North Korea’s decimated woodlands have plagued the Korean Peninsula for more than a decade. Some 2.84 million hectares of the North’s total forest area of 89.9 million hectares have been destroyed as of 2008, according to a report released by the Ministry of Unification last month, citing research by the National Institute of Forest Science. This is roughly 47 times the size of Seoul. The report is expected to be updated by the end of the year, as the research is conducted every decade, according to the ministry. 


Employees take care of seedlings at a farm managed by Green Asia Organization in Cheorwon, Gangwon Province, South Korea. (Yonhap)
Employees take care of seedlings at a farm managed by Green Asia Organization in Cheorwon, Gangwon Province, South Korea. (Yonhap)

South Korea’s efforts to aid North Korea’s forest dates back to 1999, but the projects were largely halted after 2010, when border tensions rose on the back of Pyongyang’s military provocations and pursuit of nuclear weapons.

The Gyeonggi Provincial Government, which completed construction of a seedling farm in the North’s border city of Kaesong in May 2008, said earlier this month that they plan to reactive the farm once economic sanctions on North Korea are lifted. The project has been in limbo as visits to North Korea have been banned.

Private farms managed by civic groups or nongovernmental organizations, including GAO, are more recent developments.

Since coming to power in late 2011, North Korean leader Kim Jong-un has been making efforts to restore ecology in his country. In 2012, Kim announced a plan to plant 6.5 billion trees by 2023 and has been holding tree-planting events annually on North Korea’s Arbor Day, which falls on March 2.

In 2015, Kim stressed that such rocky and barren land should not be handed down to future generations, according to the North’s state-run Korean Central News Agency.

North Korea also opened a forestry science school at the elite Kim Il-sung University in March 2017 and broke ground for a forestry research institute in Pyongyang earlier this year.

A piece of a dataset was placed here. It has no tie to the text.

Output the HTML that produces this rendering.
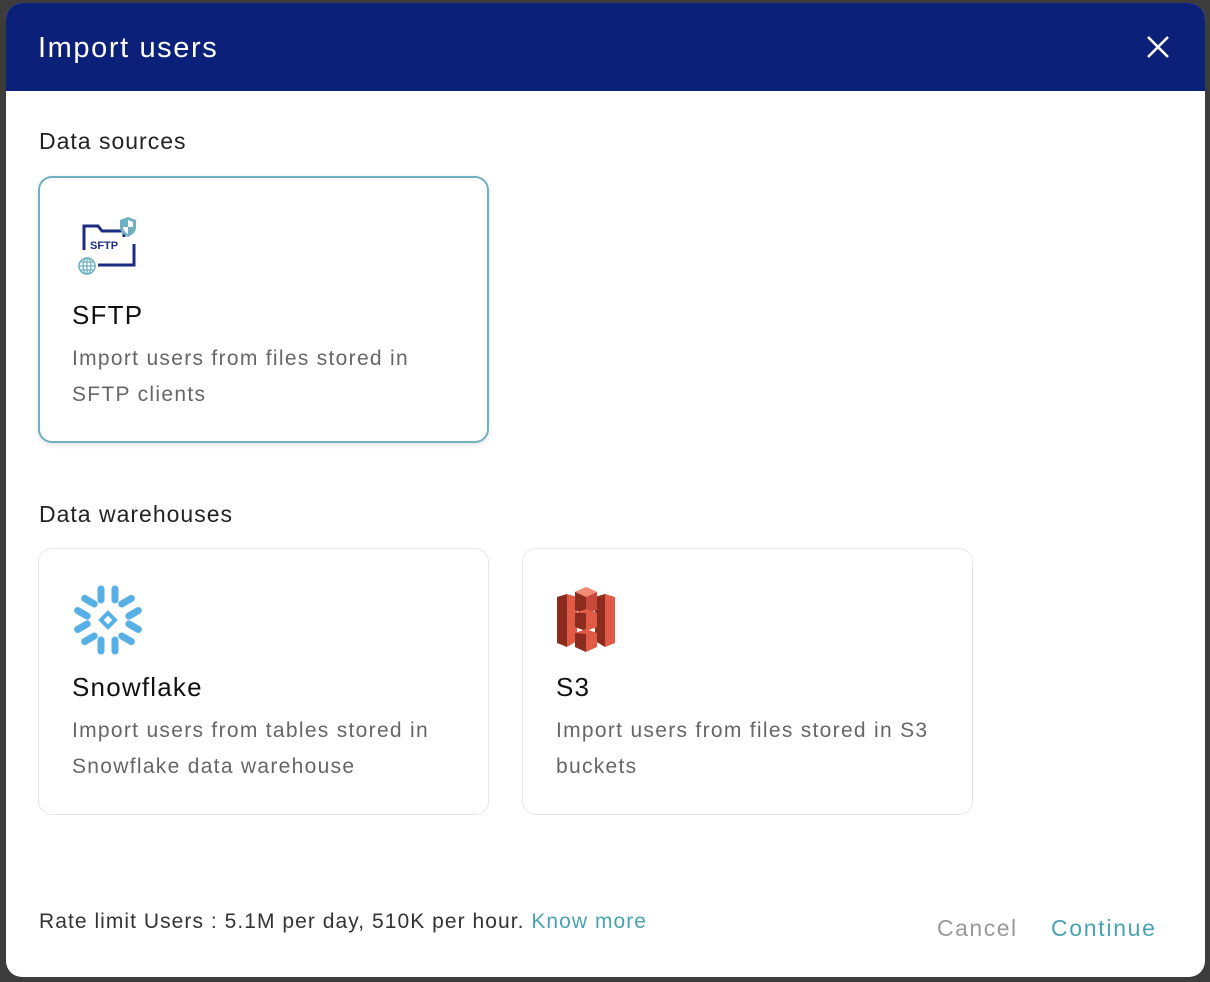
<!DOCTYPE html>
<html><head><meta charset="utf-8"><style>
html,body{margin:0;padding:0;width:1210px;height:982px;background:#3c3c3c;overflow:hidden;font-family:"Liberation Sans",sans-serif}
.modal{position:absolute;left:6px;top:3px;width:1199px;height:974px;background:#fff;border-radius:16px;overflow:hidden}
.hdr{height:88px;background:#0b2179;color:#fff;position:relative}
.hdr h1{margin:0;position:absolute;left:32px;top:29px;font-size:29px;font-weight:normal;letter-spacing:1.6px}
.x{position:absolute;right:35px;top:32px}
.sec{position:absolute;left:33px;font-size:23px;color:#222;letter-spacing:1px}
.card{position:absolute;width:451px;height:267px;border:1px solid #e6e6e6;border-radius:14px;box-sizing:border-box;background:#fff}
.card.sel{border:2px solid #6fb1c0;box-shadow:0 2px 6px rgba(0,0,0,.1)}
.card .t{position:absolute;left:33px;top:123px;font-size:26px;color:#111;letter-spacing:1.2px}
.card .d{position:absolute;left:33px;top:164px;font-size:21px;line-height:36px;color:#666;width:400px;letter-spacing:1.3px}
.card .ic{position:absolute;left:30px;top:30px}
.foot{position:absolute;left:33px;top:907px;font-size:21px;color:#333;letter-spacing:1.05px}
.foot a{color:#4aa3b5;text-decoration:none}
.btn{position:absolute;top:912px;font-size:23px}
</style></head><body>
<div class="modal">
<div class="hdr"><h1>Import users</h1>
<svg class="x" width="24" height="24" viewBox="0 0 24 24"><path d="M2 2L22 22M22 2L2 22" stroke="#fff" stroke-width="2.6"/></svg></div>
<div class="sec" style="top:125px">Data sources</div>
<div class="card sel" style="left:32px;top:173px">
<svg class="ic" style="left:36px;top:38px" width="64" height="62" viewBox="0 0 64 62">
<path d="M8 34V10h14l4 5h22v6M58 28v21H22" fill="none" stroke="#1a2d82" stroke-width="3"/>
<text x="14" y="33" font-family="Liberation Sans" font-weight="bold" font-size="11" fill="#1a2d82">SFTP</text>
<path d="M52 1l8 3v7c0 5-4 8-8 10-4-2-8-5-8-10V4z" fill="#6fb1c0"/>
<path d="M52 4l5 2v5h-5zM52 11h-5c0 3 2 5 5 7z" fill="#fff"/>
<circle cx="11" cy="50" r="8" fill="none" stroke="#6fb1c0" stroke-width="1.6"/>
<path d="M3 50h16M11 42v16M5 46h12M5 54h12" stroke="#6fb1c0" stroke-width="1.3" fill="none"/>
<ellipse cx="11" cy="50" rx="4" ry="8" fill="none" stroke="#6fb1c0" stroke-width="1.3"/>
</svg>
<div class="t" style="left:32px;top:122px">SFTP</div>
<div class="d" style="left:32px;top:163px;width:345px">Import users from files stored in SFTP clients</div>
</div>
<div class="sec" style="top:498px">Data warehouses</div>
<div class="card" style="left:32px;top:545px">
<svg class="ic" style="left:32px;top:34px" width="74" height="74" viewBox="-37 -37 74 74">
<g fill="none" stroke="#56b0e6" stroke-width="7" stroke-linecap="round" stroke-linejoin="round">
<g><path d="M-7 -31L-7 -20"/><path d="M7 -31L7 -20"/></g>
<g transform="rotate(60)"><path d="M-7 -31L-7 -20"/><path d="M7 -31L7 -20"/></g>
<g transform="rotate(120)"><path d="M-7 -31L-7 -20"/><path d="M7 -31L7 -20"/></g>
<g transform="rotate(180)"><path d="M-7 -31L-7 -20"/><path d="M7 -31L7 -20"/></g>
<g transform="rotate(240)"><path d="M-7 -31L-7 -20"/><path d="M7 -31L7 -20"/></g>
<g transform="rotate(300)"><path d="M-7 -31L-7 -20"/><path d="M7 -31L7 -20"/></g>
</g>
<path d="M0 -7L7 0 0 7-7 0z" fill="none" stroke="#56b0e6" stroke-width="4"/>
</svg>
<div class="t">Snowflake</div>
<div class="d">Import users from tables stored in Snowflake data warehouse</div>
</div>
<div class="card" style="left:516px;top:545px">
<svg class="ic" style="left:34px;top:36px" width="58" height="68" viewBox="0 0 58 68">
<path d="M0 12l10-3v53L0 58z" fill="#8c2c1f"/><path d="M10 9l10 3v44l-10 6z" fill="#e05a45"/>
<path d="M58 12l-10-3v53l10-4z" fill="#e05a45"/><path d="M48 9l-10 3v44l10 6z" fill="#8c2c1f"/>
<path d="M18 7l11-5 11 5v18l-11 4-11-4z" fill="#c9493a"/><path d="M29 2l11 5-11 5-11-5z" fill="#f08b78"/><path d="M29 12v17l-11-4V7z" fill="#8c2c1f"/>
<path d="M18 28l11-4 11 4v14l-11 4-11-4z" fill="#e05a45"/><path d="M29 28v18l-11-4V28z" fill="#8c2c1f"/>
<path d="M18 48l11-4 11 4v14l-11 5-11-5z" fill="#e05a45"/><path d="M29 49v18l-11-5V48z" fill="#8c2c1f"/>
</svg>
<div class="t">S3</div>
<div class="d">Import users from files stored in S3 buckets</div>
</div>
<div class="foot">Rate limit Users : 5.1M per day, 510K per hour. <a>Know more</a></div>
<div class="btn" style="left:931px;color:#999;letter-spacing:1.5px">Cancel</div>
<div class="btn" style="left:1045px;color:#4aa3b5;letter-spacing:1.7px">Continue</div>
</div>
</body></html>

But experts note the obvious limits of such endeavors.

“North Korea’s reforestation project is centered on building seedling breeding centers and cultivating seedlings. It lacks the ability to actually plant trees and shape forests. It’s mostly due to the lack of budget in the central government, infrastructure and awareness among its citizens to responsibly deal with the issue,” said Park Kyung-seok, a researcher at the National Institute of Forest Science.

To aid the North, the South Korean government launched a task force in May to conduct research on North Korea’s forestation. Seedling farms here have also begun to spring back to life.

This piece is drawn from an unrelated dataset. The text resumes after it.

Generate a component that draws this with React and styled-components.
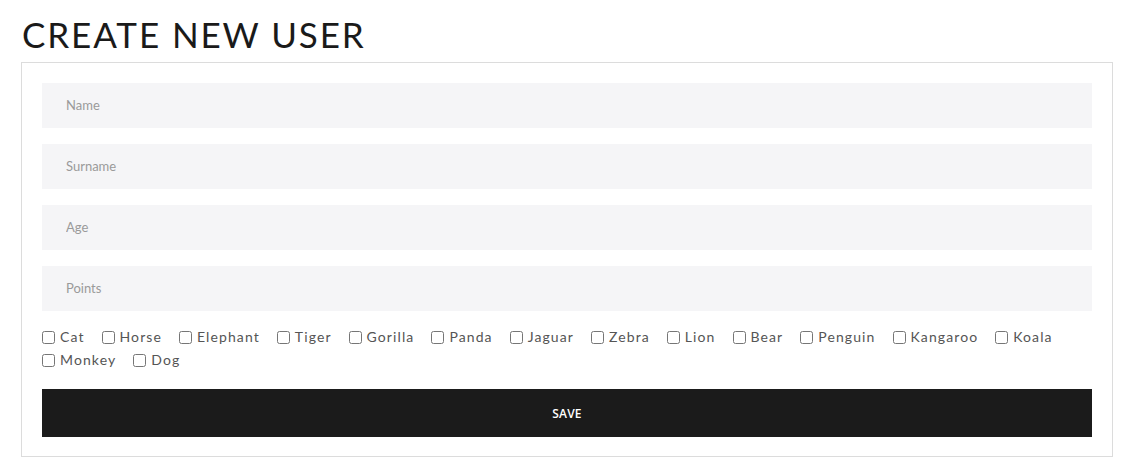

“We are currently preparing to send seedlings to North Korea and planting a new batch at our seedling farm in Gangwon Province. Relevant communications with both our government and North Korea are not active yet, but (with the recent mood of peace on the peninsula) we are getting ready,” Shin said.

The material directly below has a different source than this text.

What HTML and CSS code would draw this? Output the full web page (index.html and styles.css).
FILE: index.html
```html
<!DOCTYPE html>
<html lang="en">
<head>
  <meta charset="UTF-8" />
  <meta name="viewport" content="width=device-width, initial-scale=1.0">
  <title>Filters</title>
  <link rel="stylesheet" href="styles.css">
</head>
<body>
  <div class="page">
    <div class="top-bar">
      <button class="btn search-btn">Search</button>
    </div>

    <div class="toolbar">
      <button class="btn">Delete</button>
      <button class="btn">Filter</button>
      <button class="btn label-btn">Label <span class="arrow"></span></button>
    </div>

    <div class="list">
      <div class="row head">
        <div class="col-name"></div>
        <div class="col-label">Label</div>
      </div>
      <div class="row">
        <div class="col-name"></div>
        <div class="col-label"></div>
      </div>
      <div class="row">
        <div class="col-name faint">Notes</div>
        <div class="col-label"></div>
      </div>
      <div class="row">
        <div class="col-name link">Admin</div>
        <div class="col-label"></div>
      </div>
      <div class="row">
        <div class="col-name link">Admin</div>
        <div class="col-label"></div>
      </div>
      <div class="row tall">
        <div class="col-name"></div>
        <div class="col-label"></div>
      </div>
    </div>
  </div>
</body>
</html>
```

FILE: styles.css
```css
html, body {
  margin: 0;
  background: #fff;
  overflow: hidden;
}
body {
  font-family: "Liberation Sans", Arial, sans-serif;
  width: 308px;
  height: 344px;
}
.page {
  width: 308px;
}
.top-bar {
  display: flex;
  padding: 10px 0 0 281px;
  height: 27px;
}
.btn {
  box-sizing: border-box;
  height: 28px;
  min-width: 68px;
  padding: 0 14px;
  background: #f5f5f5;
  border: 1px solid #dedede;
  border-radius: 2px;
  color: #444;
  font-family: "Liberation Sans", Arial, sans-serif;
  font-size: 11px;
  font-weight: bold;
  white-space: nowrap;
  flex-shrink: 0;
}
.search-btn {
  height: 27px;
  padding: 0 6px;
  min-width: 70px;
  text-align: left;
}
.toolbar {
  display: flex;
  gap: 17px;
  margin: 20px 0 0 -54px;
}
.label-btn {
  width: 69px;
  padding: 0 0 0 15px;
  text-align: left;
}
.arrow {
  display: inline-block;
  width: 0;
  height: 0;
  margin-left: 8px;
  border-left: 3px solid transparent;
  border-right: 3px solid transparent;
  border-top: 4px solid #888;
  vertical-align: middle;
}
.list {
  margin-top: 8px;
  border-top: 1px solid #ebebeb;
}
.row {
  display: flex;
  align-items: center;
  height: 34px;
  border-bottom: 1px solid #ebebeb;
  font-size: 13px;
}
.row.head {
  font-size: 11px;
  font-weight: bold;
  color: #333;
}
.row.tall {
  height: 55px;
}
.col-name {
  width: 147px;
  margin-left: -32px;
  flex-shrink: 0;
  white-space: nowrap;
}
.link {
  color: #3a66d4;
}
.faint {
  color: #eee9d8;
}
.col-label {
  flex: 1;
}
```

Despite heightened border tensions last year that led to bleak outlooks for cross-border projects, the organization was nevertheless busy planting and nurturing trees, Shin added. It had refused to stay dormant amid frozen ties.

GAO planted 460,000 tamarack and Korean pine trees last spring and plans to add more this year. It also recently leased an additional strip of nearby land to expand farmland and infrastructure.

Mountains in North Korea are believed to have suffered severe deforestation in recent decades, especially after a crippling famine swept through the impoverished nation in the mid to late-1990s, when people fell trees for fuel and to clear land for arable farmland. The country’s lack of preparedness and infrastructure for dealing with natural disasters, including floods and forest fires, contributed to the damage.